What to do —
Every line in the listing below from the one with "The picture is" through the one with "Moon, Plus, Smile" is to be reproduced exactly, both ends included; leave out the rest.

+--

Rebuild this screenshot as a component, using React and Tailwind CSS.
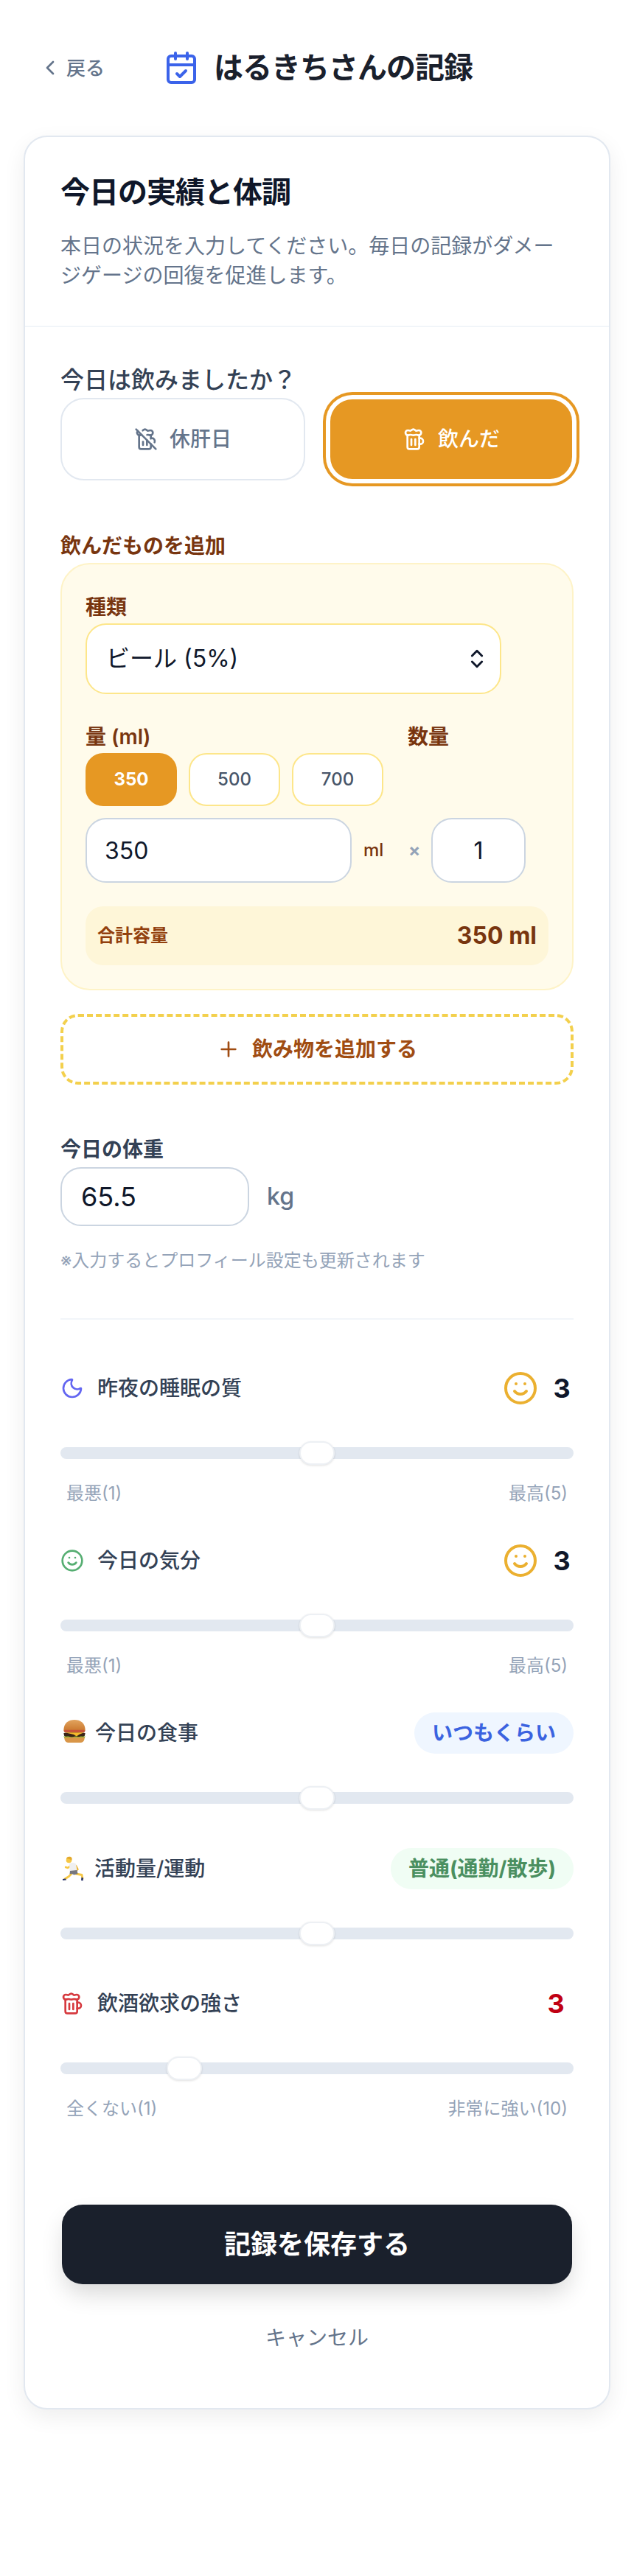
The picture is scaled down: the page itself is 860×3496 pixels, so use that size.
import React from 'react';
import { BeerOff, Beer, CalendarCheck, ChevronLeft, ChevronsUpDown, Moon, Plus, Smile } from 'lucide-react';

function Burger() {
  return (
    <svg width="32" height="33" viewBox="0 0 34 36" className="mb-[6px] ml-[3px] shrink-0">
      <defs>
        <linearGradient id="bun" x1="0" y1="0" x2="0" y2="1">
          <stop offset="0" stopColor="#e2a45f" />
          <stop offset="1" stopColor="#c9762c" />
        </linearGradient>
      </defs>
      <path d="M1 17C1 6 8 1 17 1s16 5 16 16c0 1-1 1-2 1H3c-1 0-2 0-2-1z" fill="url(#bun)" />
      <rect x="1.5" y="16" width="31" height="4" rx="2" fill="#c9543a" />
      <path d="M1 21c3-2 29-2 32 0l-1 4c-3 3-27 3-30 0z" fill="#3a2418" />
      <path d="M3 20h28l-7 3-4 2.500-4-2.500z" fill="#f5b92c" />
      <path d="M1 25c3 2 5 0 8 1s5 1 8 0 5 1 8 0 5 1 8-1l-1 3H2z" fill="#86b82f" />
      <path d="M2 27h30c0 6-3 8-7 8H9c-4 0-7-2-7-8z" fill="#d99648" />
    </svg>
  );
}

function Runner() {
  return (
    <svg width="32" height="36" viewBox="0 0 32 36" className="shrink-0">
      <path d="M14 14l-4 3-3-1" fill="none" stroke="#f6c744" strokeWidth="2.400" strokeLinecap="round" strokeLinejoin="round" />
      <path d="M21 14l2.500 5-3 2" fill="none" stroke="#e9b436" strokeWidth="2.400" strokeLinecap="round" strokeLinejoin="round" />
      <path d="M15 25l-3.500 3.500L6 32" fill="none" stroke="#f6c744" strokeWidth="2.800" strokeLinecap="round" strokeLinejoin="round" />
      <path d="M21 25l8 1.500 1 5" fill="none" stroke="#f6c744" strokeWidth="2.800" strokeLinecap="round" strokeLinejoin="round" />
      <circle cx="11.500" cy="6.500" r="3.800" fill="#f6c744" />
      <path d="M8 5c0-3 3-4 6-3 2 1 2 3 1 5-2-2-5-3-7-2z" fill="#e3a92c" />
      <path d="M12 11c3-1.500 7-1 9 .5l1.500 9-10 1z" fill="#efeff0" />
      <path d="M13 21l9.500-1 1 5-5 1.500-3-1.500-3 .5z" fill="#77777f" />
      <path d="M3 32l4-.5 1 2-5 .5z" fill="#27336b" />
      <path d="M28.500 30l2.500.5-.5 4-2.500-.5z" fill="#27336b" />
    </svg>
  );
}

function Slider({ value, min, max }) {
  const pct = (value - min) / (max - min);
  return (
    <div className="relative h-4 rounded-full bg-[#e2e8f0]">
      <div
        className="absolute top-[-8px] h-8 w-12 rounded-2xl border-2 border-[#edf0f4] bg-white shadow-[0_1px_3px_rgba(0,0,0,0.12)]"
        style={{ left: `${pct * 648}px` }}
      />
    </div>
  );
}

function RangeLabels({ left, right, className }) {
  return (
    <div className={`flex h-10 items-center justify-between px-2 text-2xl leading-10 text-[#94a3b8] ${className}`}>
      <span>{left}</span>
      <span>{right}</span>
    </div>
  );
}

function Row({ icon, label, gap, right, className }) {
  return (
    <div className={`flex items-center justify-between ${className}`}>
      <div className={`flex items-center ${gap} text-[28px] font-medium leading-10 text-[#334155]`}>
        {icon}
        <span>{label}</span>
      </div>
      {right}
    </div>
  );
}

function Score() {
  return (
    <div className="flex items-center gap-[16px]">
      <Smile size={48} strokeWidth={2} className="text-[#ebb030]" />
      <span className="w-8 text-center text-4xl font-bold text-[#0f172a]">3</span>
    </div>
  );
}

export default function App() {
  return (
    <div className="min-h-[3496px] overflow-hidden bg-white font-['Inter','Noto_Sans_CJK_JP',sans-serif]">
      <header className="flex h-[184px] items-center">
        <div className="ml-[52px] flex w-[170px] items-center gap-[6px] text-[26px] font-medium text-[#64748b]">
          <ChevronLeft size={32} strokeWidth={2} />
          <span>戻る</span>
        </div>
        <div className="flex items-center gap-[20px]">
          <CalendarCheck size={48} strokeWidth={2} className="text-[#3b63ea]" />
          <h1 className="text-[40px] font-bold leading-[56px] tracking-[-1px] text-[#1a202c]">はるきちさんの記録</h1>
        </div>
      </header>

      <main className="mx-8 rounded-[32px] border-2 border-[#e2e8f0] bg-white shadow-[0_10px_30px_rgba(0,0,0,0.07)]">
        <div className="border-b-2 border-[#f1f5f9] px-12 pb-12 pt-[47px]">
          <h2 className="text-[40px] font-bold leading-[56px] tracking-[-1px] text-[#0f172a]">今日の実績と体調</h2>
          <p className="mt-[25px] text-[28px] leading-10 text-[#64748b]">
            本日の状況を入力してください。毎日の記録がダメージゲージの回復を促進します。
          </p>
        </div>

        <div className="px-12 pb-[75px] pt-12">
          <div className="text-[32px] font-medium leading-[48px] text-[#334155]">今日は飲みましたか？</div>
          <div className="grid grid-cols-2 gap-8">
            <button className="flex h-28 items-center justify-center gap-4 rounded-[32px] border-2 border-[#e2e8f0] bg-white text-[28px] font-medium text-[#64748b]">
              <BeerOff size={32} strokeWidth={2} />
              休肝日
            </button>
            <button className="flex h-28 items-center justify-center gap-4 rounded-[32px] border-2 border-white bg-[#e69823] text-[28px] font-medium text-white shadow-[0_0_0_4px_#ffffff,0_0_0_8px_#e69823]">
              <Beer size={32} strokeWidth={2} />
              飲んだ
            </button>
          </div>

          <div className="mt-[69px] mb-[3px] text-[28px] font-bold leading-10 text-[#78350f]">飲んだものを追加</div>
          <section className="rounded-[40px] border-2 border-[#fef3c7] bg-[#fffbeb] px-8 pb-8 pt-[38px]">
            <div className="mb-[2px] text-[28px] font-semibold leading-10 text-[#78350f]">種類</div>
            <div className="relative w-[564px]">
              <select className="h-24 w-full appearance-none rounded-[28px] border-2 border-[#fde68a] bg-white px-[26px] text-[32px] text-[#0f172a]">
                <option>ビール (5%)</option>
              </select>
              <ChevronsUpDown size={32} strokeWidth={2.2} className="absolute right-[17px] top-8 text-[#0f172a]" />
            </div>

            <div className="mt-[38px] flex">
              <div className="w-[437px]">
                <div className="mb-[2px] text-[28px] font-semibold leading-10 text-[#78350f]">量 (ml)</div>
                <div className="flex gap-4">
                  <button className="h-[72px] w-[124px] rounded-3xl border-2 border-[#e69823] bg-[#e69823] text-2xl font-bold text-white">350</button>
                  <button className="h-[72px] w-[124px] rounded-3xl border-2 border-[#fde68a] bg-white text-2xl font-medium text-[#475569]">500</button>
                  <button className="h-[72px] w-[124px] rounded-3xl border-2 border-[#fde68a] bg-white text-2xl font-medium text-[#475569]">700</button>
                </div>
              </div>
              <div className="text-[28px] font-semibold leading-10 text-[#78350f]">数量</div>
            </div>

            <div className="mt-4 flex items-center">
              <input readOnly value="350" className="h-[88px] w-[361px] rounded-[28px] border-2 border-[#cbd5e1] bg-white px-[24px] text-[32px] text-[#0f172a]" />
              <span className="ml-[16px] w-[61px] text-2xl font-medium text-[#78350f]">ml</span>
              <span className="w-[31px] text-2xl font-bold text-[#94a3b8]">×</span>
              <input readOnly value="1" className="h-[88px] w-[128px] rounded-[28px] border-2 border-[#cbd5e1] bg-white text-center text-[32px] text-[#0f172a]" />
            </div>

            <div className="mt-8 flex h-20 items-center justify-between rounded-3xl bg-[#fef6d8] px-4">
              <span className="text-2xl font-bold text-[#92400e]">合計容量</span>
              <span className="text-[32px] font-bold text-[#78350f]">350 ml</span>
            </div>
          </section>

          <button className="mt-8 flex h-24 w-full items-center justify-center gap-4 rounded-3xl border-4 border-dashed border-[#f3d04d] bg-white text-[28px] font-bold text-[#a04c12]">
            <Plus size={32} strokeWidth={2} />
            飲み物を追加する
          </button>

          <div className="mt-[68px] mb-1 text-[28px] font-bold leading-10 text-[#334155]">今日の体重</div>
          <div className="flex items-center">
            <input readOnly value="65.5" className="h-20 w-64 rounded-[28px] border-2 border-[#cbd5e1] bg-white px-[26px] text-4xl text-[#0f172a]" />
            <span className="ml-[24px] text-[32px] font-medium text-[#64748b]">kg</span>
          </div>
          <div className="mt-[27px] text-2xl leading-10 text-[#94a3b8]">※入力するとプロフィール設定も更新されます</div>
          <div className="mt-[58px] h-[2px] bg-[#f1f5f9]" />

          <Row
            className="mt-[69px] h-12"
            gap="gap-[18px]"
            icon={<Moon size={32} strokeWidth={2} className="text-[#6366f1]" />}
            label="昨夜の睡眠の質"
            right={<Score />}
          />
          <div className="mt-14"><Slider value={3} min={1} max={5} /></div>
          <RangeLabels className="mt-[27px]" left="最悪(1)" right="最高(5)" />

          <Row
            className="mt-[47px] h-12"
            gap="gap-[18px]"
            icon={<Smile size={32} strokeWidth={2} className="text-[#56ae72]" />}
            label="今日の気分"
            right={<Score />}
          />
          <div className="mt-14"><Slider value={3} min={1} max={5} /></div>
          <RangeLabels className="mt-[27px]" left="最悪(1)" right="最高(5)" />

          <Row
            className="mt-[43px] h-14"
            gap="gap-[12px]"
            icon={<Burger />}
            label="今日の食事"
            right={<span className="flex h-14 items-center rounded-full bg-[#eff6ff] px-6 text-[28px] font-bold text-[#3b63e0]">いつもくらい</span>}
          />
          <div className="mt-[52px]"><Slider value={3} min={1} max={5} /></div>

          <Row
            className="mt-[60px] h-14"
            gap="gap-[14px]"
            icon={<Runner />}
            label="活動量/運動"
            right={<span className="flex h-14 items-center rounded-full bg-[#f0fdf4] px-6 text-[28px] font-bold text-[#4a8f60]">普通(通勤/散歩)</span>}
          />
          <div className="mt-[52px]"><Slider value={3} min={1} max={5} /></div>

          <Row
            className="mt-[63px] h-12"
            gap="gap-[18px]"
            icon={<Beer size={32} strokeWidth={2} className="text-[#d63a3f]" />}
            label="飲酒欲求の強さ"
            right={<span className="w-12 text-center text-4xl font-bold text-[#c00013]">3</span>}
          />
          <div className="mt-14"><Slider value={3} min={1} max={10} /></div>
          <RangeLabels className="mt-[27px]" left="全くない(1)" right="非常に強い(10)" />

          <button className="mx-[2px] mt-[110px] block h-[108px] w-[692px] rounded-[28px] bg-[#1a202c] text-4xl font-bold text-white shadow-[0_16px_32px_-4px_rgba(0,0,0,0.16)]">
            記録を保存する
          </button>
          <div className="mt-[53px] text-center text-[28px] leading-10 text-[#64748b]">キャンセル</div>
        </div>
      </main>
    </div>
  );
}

+--

Answer to the task —
The picture is scaled down: the page itself is 860×3496 pixels, so use that size.
import React from 'react';
import { BeerOff, Beer, CalendarCheck, ChevronLeft, ChevronsUpDown, Moon, Plus, Smile } from 'lucide-react';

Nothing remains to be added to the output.